AIM
Find and copy lines holding "with".

DATA EXCERPT
::::
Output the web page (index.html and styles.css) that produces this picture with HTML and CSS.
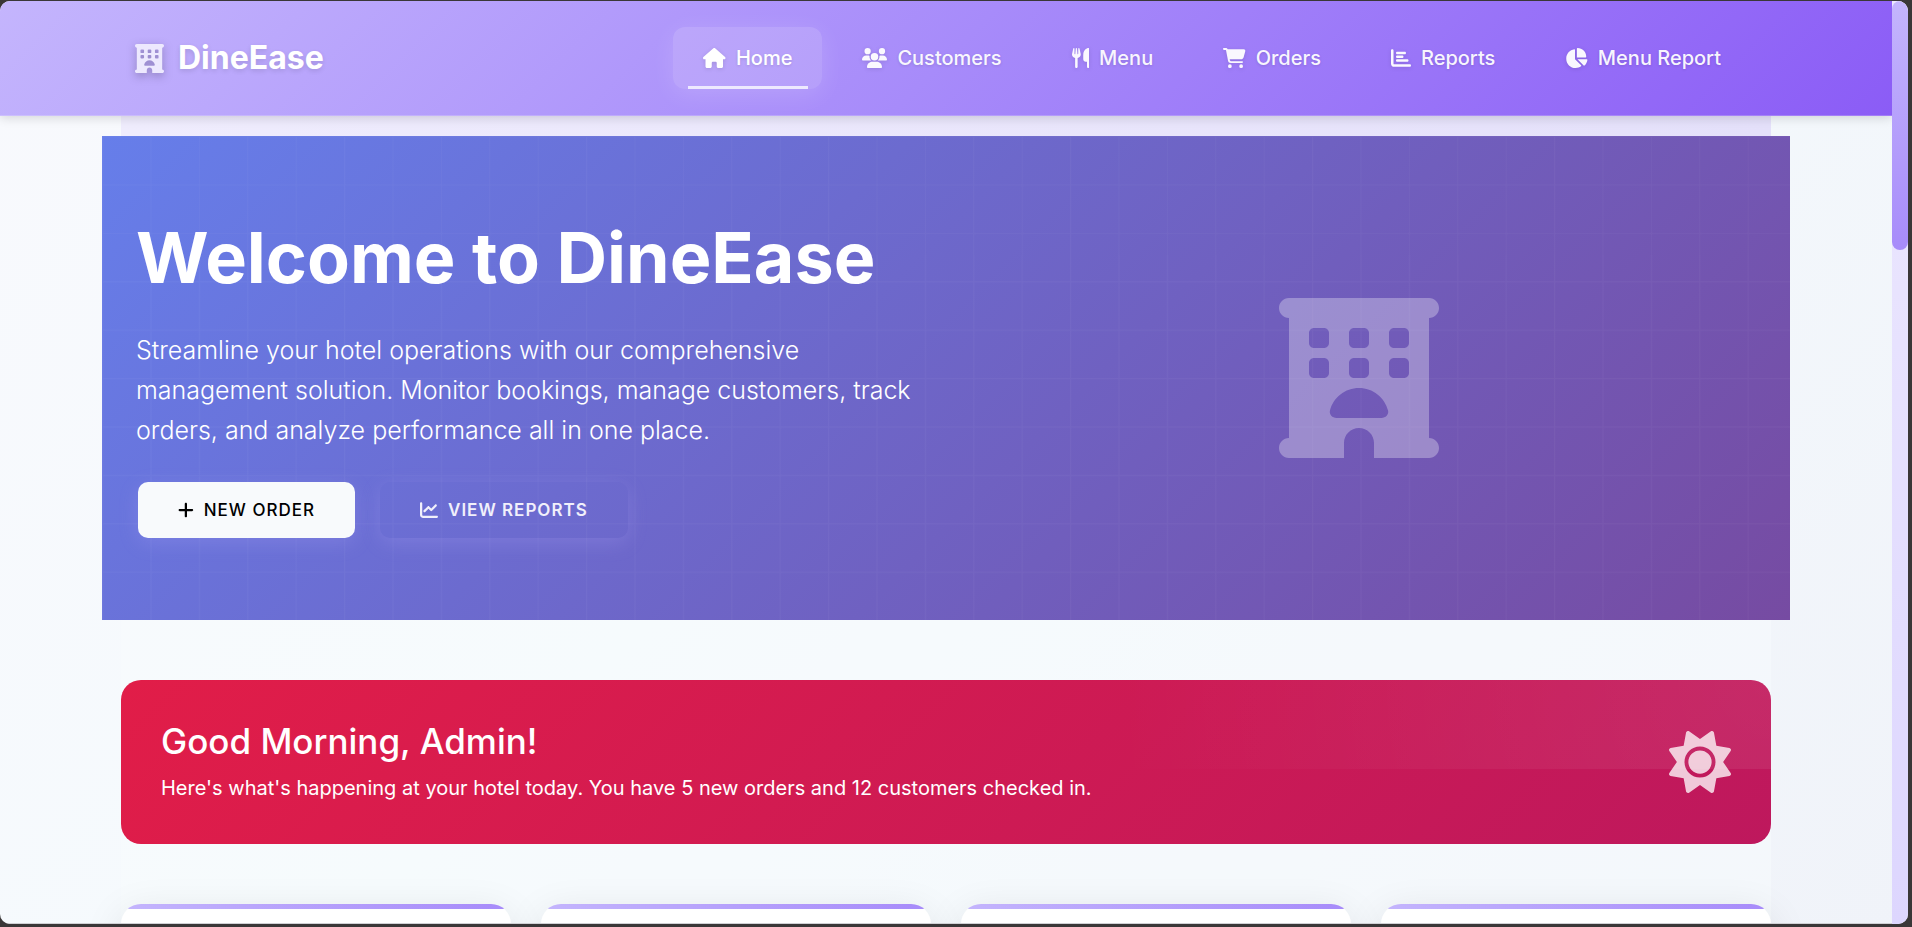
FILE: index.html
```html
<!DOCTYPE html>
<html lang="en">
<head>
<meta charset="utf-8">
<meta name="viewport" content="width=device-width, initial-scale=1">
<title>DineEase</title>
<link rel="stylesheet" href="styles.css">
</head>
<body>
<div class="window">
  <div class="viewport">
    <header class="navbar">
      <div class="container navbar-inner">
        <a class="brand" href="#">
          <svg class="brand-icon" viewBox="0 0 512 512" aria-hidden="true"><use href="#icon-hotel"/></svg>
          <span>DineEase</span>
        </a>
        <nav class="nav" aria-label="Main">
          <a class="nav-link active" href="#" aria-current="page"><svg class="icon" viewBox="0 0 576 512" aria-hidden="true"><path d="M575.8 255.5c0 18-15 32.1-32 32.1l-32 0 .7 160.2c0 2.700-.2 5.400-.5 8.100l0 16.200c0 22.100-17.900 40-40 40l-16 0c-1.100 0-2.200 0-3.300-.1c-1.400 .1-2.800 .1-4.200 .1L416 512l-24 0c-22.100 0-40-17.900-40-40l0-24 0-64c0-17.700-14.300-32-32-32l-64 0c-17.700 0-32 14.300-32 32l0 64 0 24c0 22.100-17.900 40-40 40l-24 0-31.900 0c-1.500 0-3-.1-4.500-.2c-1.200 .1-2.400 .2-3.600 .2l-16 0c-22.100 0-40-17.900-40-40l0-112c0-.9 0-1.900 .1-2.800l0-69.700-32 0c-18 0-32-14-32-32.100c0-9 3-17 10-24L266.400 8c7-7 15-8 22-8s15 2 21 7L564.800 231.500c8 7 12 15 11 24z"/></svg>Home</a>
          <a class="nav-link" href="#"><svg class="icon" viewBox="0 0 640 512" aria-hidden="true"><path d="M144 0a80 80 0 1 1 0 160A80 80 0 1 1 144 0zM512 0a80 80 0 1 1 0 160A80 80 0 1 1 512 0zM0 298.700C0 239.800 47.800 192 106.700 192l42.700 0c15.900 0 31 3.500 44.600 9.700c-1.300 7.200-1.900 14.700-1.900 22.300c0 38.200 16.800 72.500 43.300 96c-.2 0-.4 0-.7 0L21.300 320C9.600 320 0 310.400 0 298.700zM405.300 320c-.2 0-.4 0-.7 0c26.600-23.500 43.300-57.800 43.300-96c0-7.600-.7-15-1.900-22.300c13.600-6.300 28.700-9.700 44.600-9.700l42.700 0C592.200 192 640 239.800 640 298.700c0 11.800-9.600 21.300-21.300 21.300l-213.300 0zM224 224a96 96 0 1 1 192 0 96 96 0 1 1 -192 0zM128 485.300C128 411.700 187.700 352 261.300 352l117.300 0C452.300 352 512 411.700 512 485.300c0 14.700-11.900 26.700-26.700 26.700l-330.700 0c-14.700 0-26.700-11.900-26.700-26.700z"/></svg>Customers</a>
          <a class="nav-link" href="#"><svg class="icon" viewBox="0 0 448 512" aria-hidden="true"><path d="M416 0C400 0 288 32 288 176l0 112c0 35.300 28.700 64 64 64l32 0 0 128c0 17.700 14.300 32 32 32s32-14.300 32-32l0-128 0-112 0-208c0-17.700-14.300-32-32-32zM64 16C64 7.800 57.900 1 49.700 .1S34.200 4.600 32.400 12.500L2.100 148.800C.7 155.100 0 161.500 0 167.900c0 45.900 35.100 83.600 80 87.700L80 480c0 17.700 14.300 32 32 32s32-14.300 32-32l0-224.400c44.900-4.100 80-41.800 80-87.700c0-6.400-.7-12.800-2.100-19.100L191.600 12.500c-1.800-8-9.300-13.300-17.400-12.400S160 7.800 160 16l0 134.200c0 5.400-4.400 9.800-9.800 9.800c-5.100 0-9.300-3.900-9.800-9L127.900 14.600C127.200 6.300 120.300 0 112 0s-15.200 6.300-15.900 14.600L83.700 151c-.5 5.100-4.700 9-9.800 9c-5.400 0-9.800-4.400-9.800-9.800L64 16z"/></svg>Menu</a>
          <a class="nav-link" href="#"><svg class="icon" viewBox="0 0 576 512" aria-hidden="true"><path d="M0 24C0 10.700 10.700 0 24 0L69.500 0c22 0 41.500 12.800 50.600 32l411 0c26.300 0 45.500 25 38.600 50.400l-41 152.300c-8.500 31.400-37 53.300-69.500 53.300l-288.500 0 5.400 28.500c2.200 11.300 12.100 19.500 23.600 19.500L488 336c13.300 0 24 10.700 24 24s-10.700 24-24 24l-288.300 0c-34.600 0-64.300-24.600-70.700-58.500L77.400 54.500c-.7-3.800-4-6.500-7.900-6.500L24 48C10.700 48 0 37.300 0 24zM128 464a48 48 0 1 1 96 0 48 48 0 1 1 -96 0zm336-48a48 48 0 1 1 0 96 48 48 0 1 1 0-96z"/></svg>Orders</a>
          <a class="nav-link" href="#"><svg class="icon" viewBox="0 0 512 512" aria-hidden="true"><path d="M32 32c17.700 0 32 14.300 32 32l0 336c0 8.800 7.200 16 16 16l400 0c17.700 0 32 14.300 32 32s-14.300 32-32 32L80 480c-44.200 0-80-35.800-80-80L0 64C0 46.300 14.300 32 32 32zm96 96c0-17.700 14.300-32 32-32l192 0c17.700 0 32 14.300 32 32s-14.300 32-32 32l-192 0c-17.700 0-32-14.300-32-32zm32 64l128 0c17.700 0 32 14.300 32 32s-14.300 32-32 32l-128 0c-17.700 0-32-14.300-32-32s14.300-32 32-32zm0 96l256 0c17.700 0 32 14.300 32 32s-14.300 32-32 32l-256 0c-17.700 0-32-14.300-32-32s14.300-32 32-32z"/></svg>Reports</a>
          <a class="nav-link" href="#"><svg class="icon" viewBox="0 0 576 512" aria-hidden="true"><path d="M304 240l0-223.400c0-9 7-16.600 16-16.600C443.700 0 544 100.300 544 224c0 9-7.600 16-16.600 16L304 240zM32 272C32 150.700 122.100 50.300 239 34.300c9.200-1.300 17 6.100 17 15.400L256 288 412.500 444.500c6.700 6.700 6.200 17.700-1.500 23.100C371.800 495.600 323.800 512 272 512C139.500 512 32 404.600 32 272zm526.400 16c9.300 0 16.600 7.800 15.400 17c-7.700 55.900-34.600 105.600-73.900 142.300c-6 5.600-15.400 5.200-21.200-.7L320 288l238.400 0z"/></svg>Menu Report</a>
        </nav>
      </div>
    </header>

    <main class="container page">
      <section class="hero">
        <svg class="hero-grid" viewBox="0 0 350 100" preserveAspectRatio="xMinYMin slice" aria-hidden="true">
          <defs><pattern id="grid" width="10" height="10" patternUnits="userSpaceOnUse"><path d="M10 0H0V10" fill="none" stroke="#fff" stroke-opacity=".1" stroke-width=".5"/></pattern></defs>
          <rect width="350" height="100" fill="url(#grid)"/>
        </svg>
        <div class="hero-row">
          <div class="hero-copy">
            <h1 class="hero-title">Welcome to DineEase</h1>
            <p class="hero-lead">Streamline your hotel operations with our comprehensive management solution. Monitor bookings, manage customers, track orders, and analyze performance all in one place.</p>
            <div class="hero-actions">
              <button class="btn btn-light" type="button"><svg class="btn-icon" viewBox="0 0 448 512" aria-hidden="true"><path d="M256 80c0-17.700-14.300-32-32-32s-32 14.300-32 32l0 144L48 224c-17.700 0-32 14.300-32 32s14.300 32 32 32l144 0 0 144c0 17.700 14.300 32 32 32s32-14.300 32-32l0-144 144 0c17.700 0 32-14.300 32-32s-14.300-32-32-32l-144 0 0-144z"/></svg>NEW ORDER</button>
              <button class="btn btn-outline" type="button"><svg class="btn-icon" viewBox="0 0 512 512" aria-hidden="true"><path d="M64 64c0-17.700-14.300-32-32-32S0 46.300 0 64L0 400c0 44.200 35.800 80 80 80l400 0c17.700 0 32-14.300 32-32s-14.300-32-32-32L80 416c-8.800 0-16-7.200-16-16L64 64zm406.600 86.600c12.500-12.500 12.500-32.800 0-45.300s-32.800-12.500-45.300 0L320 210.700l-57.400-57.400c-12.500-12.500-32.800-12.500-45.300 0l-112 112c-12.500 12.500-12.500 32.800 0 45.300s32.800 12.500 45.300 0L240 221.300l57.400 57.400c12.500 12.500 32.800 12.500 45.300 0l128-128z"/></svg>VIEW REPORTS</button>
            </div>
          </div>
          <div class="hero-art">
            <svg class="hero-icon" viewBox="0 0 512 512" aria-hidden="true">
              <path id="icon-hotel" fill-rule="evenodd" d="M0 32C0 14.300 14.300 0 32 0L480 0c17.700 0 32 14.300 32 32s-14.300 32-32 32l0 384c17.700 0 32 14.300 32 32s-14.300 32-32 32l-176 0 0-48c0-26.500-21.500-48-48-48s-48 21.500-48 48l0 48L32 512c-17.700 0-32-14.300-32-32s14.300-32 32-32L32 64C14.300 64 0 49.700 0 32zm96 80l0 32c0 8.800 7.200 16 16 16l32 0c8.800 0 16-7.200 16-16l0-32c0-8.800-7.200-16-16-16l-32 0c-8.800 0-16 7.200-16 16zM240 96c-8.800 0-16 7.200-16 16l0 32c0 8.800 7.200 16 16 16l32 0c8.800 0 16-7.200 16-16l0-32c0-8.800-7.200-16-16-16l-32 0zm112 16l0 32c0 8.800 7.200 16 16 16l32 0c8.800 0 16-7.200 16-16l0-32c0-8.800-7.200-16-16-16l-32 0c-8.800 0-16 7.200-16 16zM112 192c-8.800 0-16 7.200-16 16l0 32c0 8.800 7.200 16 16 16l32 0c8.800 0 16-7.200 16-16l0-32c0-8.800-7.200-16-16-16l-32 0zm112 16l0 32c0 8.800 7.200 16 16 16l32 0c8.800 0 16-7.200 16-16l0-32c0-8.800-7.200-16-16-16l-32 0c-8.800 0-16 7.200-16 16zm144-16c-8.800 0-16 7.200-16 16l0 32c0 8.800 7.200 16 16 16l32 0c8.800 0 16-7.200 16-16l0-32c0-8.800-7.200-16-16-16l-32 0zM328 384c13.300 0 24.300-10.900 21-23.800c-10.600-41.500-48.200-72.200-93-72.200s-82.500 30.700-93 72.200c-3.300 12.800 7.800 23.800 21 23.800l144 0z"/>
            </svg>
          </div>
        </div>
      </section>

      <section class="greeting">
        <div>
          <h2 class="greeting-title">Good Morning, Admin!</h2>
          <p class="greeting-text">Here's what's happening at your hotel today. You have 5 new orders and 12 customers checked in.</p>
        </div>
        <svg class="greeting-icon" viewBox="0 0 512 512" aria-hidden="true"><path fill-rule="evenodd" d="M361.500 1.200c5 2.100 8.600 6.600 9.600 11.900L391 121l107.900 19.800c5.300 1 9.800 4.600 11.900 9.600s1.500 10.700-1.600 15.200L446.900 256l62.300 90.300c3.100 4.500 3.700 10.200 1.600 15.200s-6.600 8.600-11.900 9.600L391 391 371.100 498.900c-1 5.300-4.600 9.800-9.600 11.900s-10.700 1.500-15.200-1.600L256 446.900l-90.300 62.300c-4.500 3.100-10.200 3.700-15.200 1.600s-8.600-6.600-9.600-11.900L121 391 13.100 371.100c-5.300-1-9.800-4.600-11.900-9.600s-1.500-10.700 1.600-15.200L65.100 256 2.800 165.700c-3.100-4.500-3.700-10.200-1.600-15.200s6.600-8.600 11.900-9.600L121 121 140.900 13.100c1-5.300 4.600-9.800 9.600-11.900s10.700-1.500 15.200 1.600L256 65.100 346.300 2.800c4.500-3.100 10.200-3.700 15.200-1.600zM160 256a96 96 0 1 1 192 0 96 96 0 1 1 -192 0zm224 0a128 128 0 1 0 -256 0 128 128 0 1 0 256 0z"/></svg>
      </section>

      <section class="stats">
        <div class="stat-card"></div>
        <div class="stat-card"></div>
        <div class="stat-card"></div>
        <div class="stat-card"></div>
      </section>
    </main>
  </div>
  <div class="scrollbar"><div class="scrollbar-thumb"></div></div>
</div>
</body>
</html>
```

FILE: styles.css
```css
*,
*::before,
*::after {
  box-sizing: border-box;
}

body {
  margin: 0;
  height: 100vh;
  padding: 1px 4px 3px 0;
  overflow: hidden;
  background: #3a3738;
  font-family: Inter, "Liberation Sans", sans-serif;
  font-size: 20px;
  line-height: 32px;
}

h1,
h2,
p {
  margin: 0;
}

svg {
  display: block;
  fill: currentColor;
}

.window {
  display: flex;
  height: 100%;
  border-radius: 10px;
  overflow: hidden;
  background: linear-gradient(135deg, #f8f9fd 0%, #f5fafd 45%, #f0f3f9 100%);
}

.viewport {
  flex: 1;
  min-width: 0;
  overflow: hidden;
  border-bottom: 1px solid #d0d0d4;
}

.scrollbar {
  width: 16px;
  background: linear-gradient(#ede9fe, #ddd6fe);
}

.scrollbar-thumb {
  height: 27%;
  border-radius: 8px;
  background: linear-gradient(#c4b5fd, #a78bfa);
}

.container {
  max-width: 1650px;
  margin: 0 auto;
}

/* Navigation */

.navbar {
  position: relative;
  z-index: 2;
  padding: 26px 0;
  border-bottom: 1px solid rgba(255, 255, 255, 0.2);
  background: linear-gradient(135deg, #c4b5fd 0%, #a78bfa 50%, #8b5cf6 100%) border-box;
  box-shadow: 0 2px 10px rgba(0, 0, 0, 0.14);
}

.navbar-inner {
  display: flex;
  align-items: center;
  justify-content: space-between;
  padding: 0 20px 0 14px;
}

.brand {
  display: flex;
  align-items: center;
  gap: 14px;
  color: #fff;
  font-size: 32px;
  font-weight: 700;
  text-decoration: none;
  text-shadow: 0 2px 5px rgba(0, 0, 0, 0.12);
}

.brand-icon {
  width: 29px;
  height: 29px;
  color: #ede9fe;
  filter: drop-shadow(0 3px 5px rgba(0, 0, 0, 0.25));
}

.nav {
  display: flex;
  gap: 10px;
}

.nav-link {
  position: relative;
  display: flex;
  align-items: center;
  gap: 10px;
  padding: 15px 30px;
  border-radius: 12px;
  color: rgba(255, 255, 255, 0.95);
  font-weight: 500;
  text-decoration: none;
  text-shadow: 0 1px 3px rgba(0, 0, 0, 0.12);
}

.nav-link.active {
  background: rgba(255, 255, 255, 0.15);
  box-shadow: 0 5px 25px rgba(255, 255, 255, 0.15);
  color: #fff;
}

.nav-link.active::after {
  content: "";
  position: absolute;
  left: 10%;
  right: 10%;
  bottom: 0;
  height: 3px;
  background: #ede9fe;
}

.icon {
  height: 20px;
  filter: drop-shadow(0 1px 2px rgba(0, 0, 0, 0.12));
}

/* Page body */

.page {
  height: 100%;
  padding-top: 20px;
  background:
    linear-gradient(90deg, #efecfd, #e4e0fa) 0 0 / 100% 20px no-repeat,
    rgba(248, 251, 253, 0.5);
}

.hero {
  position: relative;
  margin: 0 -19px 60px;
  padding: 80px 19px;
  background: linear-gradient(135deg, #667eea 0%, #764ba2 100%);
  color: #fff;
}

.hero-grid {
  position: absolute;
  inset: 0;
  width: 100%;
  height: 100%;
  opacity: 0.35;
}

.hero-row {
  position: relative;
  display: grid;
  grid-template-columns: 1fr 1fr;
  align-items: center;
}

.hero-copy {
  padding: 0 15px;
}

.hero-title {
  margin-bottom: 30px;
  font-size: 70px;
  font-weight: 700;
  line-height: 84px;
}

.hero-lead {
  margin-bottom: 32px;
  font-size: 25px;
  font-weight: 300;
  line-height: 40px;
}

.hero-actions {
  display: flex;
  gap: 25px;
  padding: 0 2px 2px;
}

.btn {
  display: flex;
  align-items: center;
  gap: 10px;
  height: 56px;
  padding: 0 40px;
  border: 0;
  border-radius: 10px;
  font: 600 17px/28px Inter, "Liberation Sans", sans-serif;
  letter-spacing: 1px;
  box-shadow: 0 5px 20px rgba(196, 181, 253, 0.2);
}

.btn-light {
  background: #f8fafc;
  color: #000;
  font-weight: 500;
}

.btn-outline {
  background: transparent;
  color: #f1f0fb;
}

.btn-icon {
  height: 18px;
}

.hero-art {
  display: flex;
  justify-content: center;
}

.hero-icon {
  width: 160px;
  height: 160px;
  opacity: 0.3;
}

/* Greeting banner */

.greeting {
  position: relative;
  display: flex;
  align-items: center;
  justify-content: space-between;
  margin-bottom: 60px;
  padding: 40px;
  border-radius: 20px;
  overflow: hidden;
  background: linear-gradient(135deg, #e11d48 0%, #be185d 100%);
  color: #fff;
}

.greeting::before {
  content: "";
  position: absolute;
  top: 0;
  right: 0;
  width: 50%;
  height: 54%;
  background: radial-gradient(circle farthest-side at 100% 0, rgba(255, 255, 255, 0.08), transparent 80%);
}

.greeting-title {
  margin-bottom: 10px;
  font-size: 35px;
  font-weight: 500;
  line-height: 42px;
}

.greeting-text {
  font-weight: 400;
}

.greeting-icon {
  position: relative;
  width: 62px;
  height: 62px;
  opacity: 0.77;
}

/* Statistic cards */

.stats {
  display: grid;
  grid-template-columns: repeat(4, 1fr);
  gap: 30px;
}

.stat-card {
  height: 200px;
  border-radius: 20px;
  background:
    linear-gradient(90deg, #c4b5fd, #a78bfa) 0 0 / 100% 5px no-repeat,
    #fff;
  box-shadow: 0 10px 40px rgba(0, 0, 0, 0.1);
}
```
::::
SOLUTION TO THIS TASK
Output the web page (index.html and styles.css) that produces this picture with HTML and CSS.
            <p class="hero-lead">Streamline your hotel operations with our comprehensive management solution. Monitor bookings, manage customers, track orders, and analyze performance all in one place.</p>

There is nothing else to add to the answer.